> EXERCISE INSTRUCTIONS
Wherever the string "index" appears in a line, extract that line.

> PROVIDED MATERIAL
:::::
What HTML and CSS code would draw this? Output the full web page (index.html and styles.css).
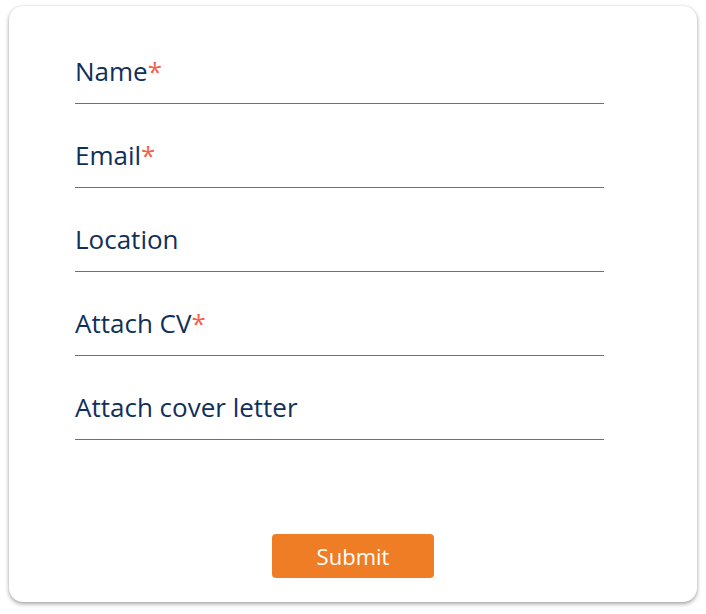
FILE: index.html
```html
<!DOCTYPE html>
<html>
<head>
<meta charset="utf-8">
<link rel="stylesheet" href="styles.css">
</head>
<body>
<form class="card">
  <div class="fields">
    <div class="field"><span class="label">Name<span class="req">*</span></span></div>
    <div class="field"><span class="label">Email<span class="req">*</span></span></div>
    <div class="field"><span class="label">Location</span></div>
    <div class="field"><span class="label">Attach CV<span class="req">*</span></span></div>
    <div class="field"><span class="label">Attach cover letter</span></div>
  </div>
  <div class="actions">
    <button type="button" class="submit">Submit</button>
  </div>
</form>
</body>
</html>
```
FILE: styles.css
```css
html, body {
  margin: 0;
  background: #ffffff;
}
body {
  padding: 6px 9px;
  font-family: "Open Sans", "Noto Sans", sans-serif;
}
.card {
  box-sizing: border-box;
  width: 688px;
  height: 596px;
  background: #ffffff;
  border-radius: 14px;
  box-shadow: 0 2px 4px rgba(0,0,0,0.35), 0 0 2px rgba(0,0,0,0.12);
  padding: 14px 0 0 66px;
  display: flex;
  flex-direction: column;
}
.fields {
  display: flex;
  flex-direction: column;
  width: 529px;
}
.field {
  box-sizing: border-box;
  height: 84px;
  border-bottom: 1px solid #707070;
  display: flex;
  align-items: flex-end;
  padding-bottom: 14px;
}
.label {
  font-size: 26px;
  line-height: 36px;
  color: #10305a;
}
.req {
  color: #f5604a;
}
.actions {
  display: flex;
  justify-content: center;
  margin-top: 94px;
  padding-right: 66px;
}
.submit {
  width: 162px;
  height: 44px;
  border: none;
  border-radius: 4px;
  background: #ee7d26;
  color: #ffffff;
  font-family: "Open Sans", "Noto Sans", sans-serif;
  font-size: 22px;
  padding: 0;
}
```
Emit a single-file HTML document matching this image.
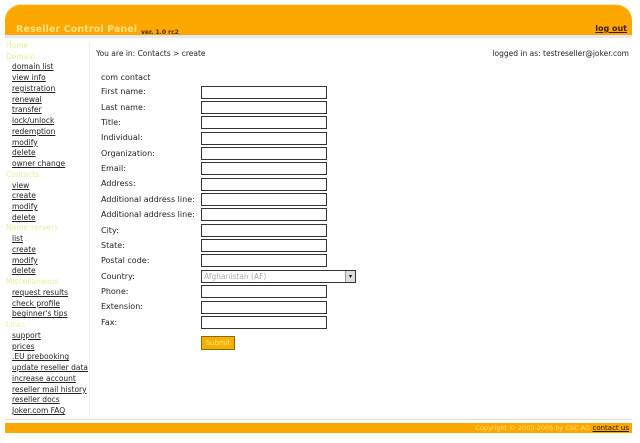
:::::
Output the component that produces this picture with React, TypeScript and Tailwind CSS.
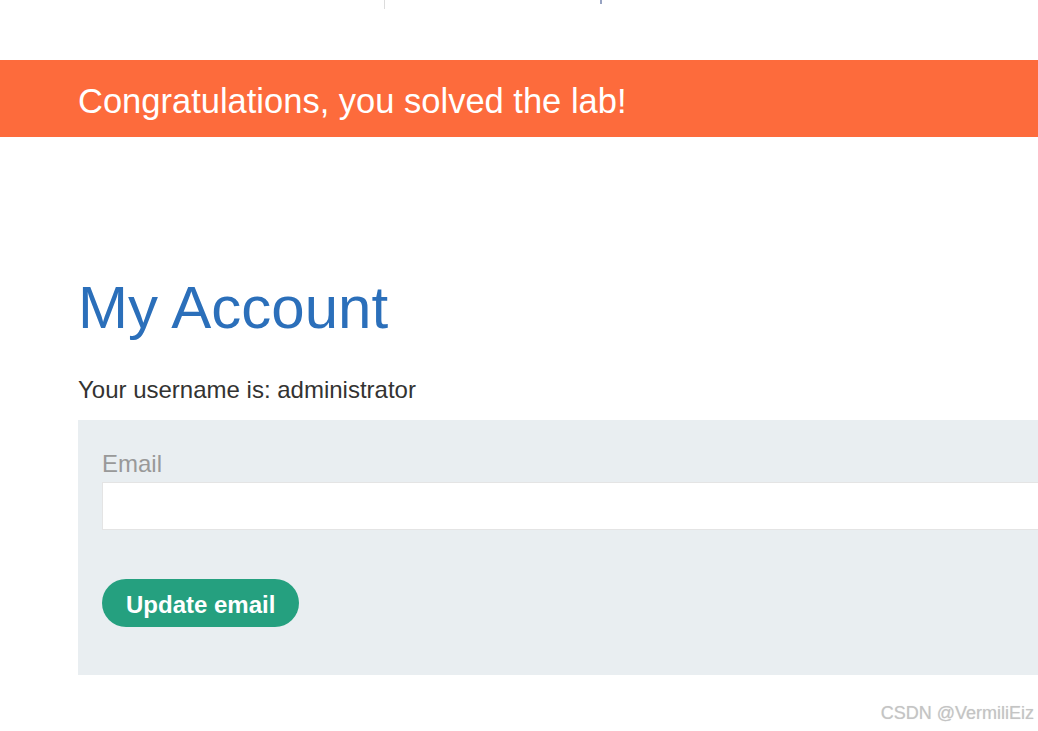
:::::
> EXERCISE RESPONSE
What HTML and CSS code would draw this? Output the full web page (index.html and styles.css).
FILE: index.html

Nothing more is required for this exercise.